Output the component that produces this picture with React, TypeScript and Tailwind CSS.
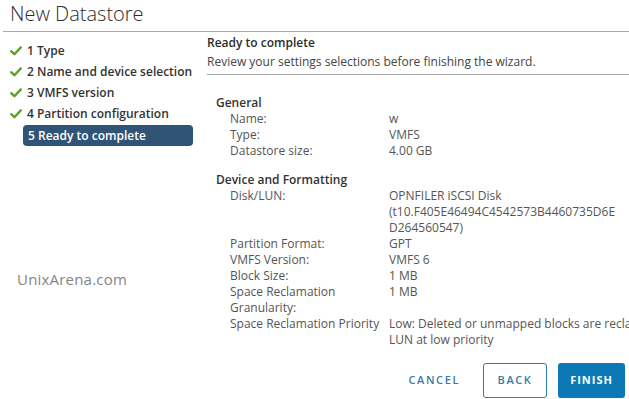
import React from "react";

const font = { fontFamily: '"Open Sans", "Noto Sans", Arial, sans-serif' };

function Check() {
  return (
    <svg width="12" height="10" viewBox="0 0 12 10" className="shrink-0">
      <path d="M1.2 5.2 L4.4 8.2 L10.8 1.4" fill="none" stroke="#5ea224" strokeWidth="2.4" strokeLinecap="round" strokeLinejoin="round" />
    </svg>
  );
}

const steps = ["1 Type", "2 Name and device selection", "3 VMFS version", "4 Partition configuration"];

function Row({ label, lines }: { label: string[]; lines: string[] }) {
  const n = Math.max(label.length, lines.length);
  return (
    <div className="flex">
      <div className="w-[159px] shrink-0">
        {Array.from({ length: n }).map((_, i) => (
          <div key={i} className="h-[16px] leading-[16px] whitespace-nowrap">{label[i] ?? ""}</div>
        ))}
      </div>
      <div className="shrink-0">
        {lines.map((l, i) => (
          <div key={i} className="h-[16px] leading-[16px] whitespace-nowrap">{l}</div>
        ))}
      </div>
    </div>
  );
}

export default function App() {
  return (
    <div className="w-[629px] h-[399px] bg-white overflow-hidden text-[#333]" style={font}>
      <div className="h-[31px] pl-[10px] text-[20px] font-light leading-[28px] text-[#2c2c2c]">New Datastore</div>
      <div className="h-px bg-[#a8a8a8] ml-[3px]" />
      <div className="flex">
        <div className="w-[200px] shrink-0 pt-[8px]">
          {steps.map((s) => (
            <div key={s} className="h-[21px] flex items-center pl-[10px] gap-[5px] text-[12px] font-semibold text-[#333]">
              <Check />
              <span className="whitespace-nowrap">{s}</span>
            </div>
          ))}
          <div className="h-[21px] ml-[23px] w-[170px] mt-[1px] rounded-[4px] bg-[#2f5476] flex items-center pl-[5px] text-[12px] font-semibold text-white whitespace-nowrap">
            5 Ready to complete
          </div>
          <div className="mt-[124px] pl-[17px] text-[15px] leading-[18px] text-[#858585] tracking-[0.2px]">UnixArena.com</div>
        </div>
        <div className="flex-1 min-w-0 overflow-hidden">
          <div className="pl-[7px] pt-[2px]">
            <div className="h-[18px] leading-[18px] text-[12px] font-semibold text-[#2c2c2c] whitespace-nowrap">Ready to complete</div>
            <div className="mt-[1px] h-[21px] leading-[18px] text-[12px] text-[#444] whitespace-nowrap">Review your settings selections before finishing the wizard.</div>
            <div className="h-px bg-[#a8a8a8]" />
          </div>
          <div className="pl-[16px] pt-[19px] text-[12px] text-[#555]">
            <div className="h-[17px] leading-[17px] font-semibold text-[#333]">General</div>
            <div className="pl-[14px]">
              <Row label={["Name:"]} lines={["w"]} />
              <Row label={["Type:"]} lines={["VMFS"]} />
              <Row label={["Datastore size:"]} lines={["4.00 GB"]} />
            </div>
            <div className="mt-[12px] h-[17px] leading-[17px] font-semibold text-[#333]">Device and Formatting</div>
            <div className="pl-[14px]">
              <Row label={["Disk/LUN:"]} lines={["OPNFILER iSCSI Disk", "(t10.F405E46494C4542573B4460735D6E", "D264560547)"]} />
              <Row label={["Partition Format:"]} lines={["GPT"]} />
              <Row label={["VMFS Version:"]} lines={["VMFS 6"]} />
              <Row label={["Block Size:"]} lines={["1 MB"]} />
              <Row label={["Space Reclamation", "Granularity:"]} lines={["1 MB"]} />
              <Row label={["Space Reclamation Priority"]} lines={["Low: Deleted or unmapped blocks are reclaimed on the", "LUN at low priority"]} />
            </div>
          </div>
          <div className="mt-[15px] flex justify-end items-center pr-[4px] gap-[11px]">
            <button className="h-[35px] px-[8px] text-[11px] font-semibold tracking-[1.6px] text-[#3a7aa3] mr-[4px]">CANCEL</button>
            <button className="h-[35px] w-[64px] rounded-[3px] border border-[#2e7eae] text-[11px] font-semibold tracking-[1.6px] text-[#3a7aa3]">BACK</button>
            <button className="h-[35px] w-[67px] rounded-[3px] bg-[#0a79b6] text-[11px] font-bold tracking-[1px] text-white">FINISH</button>
          </div>
        </div>
      </div>
    </div>
  );
}
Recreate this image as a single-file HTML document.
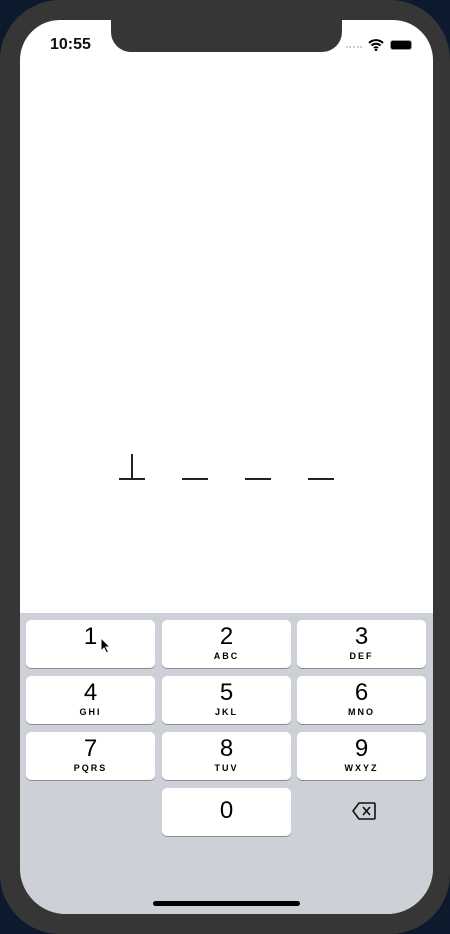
<!DOCTYPE html>
<html><head><style>
*{margin:0;padding:0;box-sizing:border-box}
body{width:450px;height:934px;background:#0d1a2e;position:relative;overflow:hidden;font-family:"Liberation Sans",sans-serif}
.phone{position:absolute;left:0;top:0;width:450px;height:934px;background:#363636;border-radius:60px}
.screen{position:absolute;left:20px;top:20px;width:413px;height:894px;background:#fff;border-radius:40px 40px 46px 46px;overflow:hidden}
.notch{position:absolute;left:91px;top:0;width:231px;height:32px;background:#363636;border-radius:0 0 20px 20px}
.time{position:absolute;left:30px;top:16px;font-size:16px;font-weight:bold;color:#111}
.kb{position:absolute;left:0;top:593px;width:413px;height:301px;background:#cdd0d6}
.k{position:absolute;width:129px;height:48px;background:#fff;border-radius:5px;box-shadow:0 1px 0 #8a8d93;text-align:center;color:#000}
.k .n{font-size:24px;line-height:24px;padding-top:5px;display:block}
.k .l{font-size:9px;font-weight:bold;letter-spacing:2px;display:block;margin-top:2px}
.d{position:absolute;top:458px;width:26px;height:2px;background:#222}
</style></head><body>
<div class="phone"></div>
<div class="screen">
<div class="notch"></div>
<div class="time">10:55</div>
<div style="position:absolute;left:326px;top:26px;width:16px;height:2px;border-top:2px dotted #ccc"></div>
<svg style="position:absolute;left:348px;top:18px" width="16" height="13" viewBox="0 0 16 13"><path d="M1 5a10 10 0 0 1 14 0M3.5 7.5a6.5 6.5 0 0 1 9 0M6 10a3 3 0 0 1 4 0" stroke="#000" stroke-width="2" fill="none"/><circle cx="8" cy="12" r="1.3"/></svg>
<div style="position:absolute;left:370px;top:20px;width:22px;height:10px;background:#000;border-radius:3px;border:1px solid #999"></div>
<div class="d" style="left:99px"></div><div style="position:absolute;left:111px;top:434px;width:2px;height:25px;background:#222"></div>
<div class="d" style="left:162px"></div><div class="d" style="left:225px"></div><div class="d" style="left:288px"></div>
<div class="kb">
<div class="k" style="left:6px;top:7px"><span class="n" style="padding-top:5px">1</span></div>
<div class="k" style="left:142px;top:7px"><span class="n">2</span><span class="l">ABC</span></div>
<div class="k" style="left:277px;top:7px"><span class="n">3</span><span class="l">DEF</span></div>
<div class="k" style="left:6px;top:63px"><span class="n">4</span><span class="l">GHI</span></div>
<div class="k" style="left:142px;top:63px"><span class="n">5</span><span class="l">JKL</span></div>
<div class="k" style="left:277px;top:63px"><span class="n">6</span><span class="l">MNO</span></div>
<div class="k" style="left:6px;top:119px"><span class="n">7</span><span class="l">PQRS</span></div>
<div class="k" style="left:142px;top:119px"><span class="n">8</span><span class="l">TUV</span></div>
<div class="k" style="left:277px;top:119px"><span class="n">9</span><span class="l">WXYZ</span></div>
<div class="k" style="left:142px;top:175px"><span class="n" style="padding-top:11px">0</span></div>
<svg style="position:absolute;left:332px;top:189px" width="24" height="18" viewBox="0 0 24 18"><path d="M7 1H22a1 1 0 0 1 1 1V16a1 1 0 0 1-1 1H7L1 9Z" stroke="#111" stroke-width="1.6" fill="none" stroke-linejoin="round"/><path d="M11 5l7 8M18 5l-7 8" stroke="#111" stroke-width="1.6"/></svg>
<div style="position:absolute;left:133px;top:288px;width:147px;height:5px;background:#000;border-radius:3px"></div>
</div>
<svg style="position:absolute;left:80px;top:617px" width="12" height="18" viewBox="0 0 12 18"><path d="M1 1V14L4 11L6.5 16L8.5 15L6 10H10Z" fill="#000" stroke="#fff" stroke-width="1"/></svg>
</div>
</body></html>
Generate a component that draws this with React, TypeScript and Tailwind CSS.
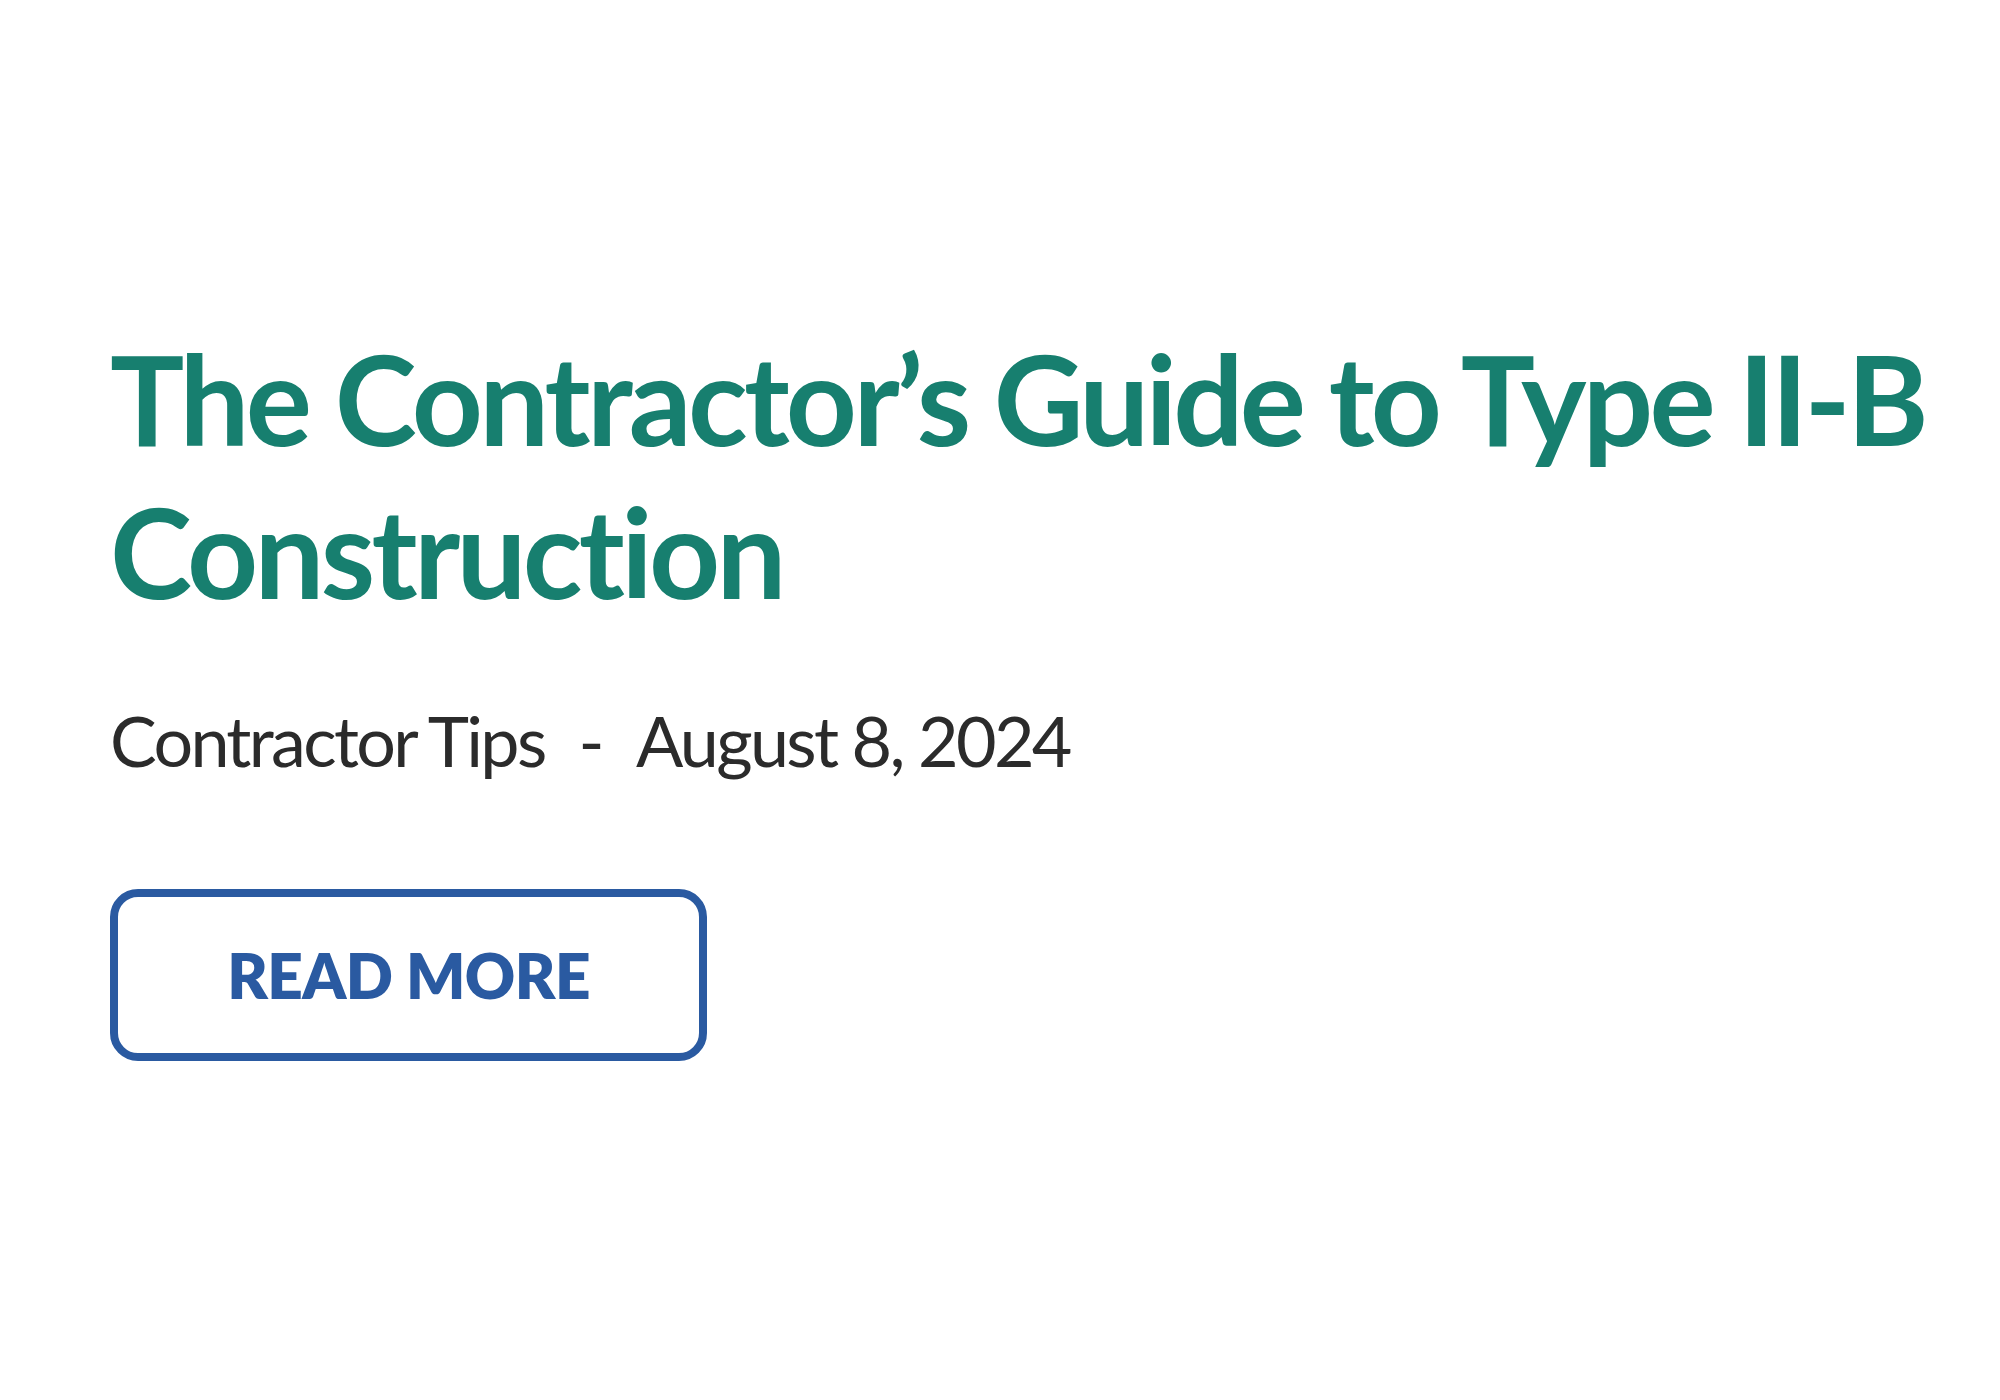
import React from 'react';

// Blog post teaser: title, category + date line, outlined call-to-action
const PostTeaser: React.FC<{ title: string; tag: string; category: string; date: string }> = ({
  title,
  tag,
  category,
  date,
}) => {
  return (
    <article className="flex flex-col items-start">
      <h2 className="text-[124px] leading-[153px] font-bold text-[#177f6f] tracking-[-0.03em] max-w-[1860px]">
        {title} <span className="whitespace-nowrap">{tag}</span> Construction
      </h2>
      <p className="mt-[70px] text-[70px] leading-[84px] text-[#2b2b2b] font-normal tracking-[-0.038em]">
        {category}
        <span className="mx-[34px]">-</span>
        {date}
      </p>
      <a
        href="#"
        className="mt-[107px] w-[597px] h-[172px] flex items-center justify-center rounded-[28px] border-[8px] border-[#2a5aa1] text-[#2a5aa1] text-[62px] font-extrabold tracking-[-0.01em]"
      >
        READ MORE
      </a>
    </article>
  );
};

export default function App() {
  return (
    <div
      className="min-h-[1400px] w-[2000px] bg-white pl-[110px] pt-[322px]"
      style={{ fontFamily: 'Lato, "Open Sans", sans-serif' }}
    >
      <PostTeaser
        title="The Contractor’s Guide to Type"
        tag="II-B"
        category="Contractor Tips"
        date="August 8, 2024"
      />
    </div>
  );
}
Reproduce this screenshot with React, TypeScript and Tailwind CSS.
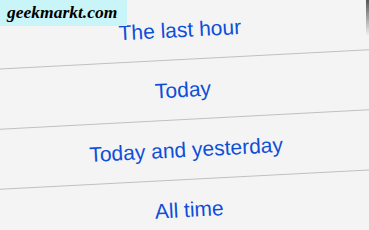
const options = ['The last hour', 'Today', 'Today and yesterday', 'All time'];

export default function App() {
  return (
    <div className="relative h-[230px] w-[369px] overflow-hidden bg-[#f4f4f4]">
      {/* action sheet, photographed at a slight tilt */}
      <div className="-ml-[20px] -mt-[1px] w-[409px] -rotate-3">
        {options.map((label, i) => (
          <div
            key={label}
            className={`flex h-[60px] items-center justify-center ${i > 0 ? 'border-t border-[#c0c0c0]' : ''}`}
          >
            <span className="pt-[1px] text-[21px] text-[#0e4ed8] [font-family:'Liberation_Sans',Arial,sans-serif]">
              {label}
            </span>
          </div>
        ))}
      </div>

      {/* screen edge */}
      <div className="absolute right-0 top-0 h-[36px] w-[3px] bg-gradient-to-b from-[#555] to-transparent" />

      {/* watermark */}
      <div className="absolute left-0 top-0 flex h-[26px] w-[127px] items-center bg-[#c9f5f9] pl-[7px]">
        <span className="text-[17.5px] font-bold italic leading-none text-black [font-family:'Liberation_Serif','DejaVu_Serif',serif]">
          geekmarkt.com
        </span>
      </div>
    </div>
  );
}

- _YOUR GOAL_: From the listing above, copy out each line where the word "React" appears.

- _CORRECT OUTPUT_:
Output the component that produces this picture with React, TypeScript and Tailwind CSS.
import React from "react";
Generate a component that draws this with React, TypeScript and Tailwind CSS.
import React from 'react';
const PostTeaser: React.FC<{ title: string; tag: string; category: string; date: string }> = ({
Reproduce this screenshot with React, TypeScript and Tailwind CSS.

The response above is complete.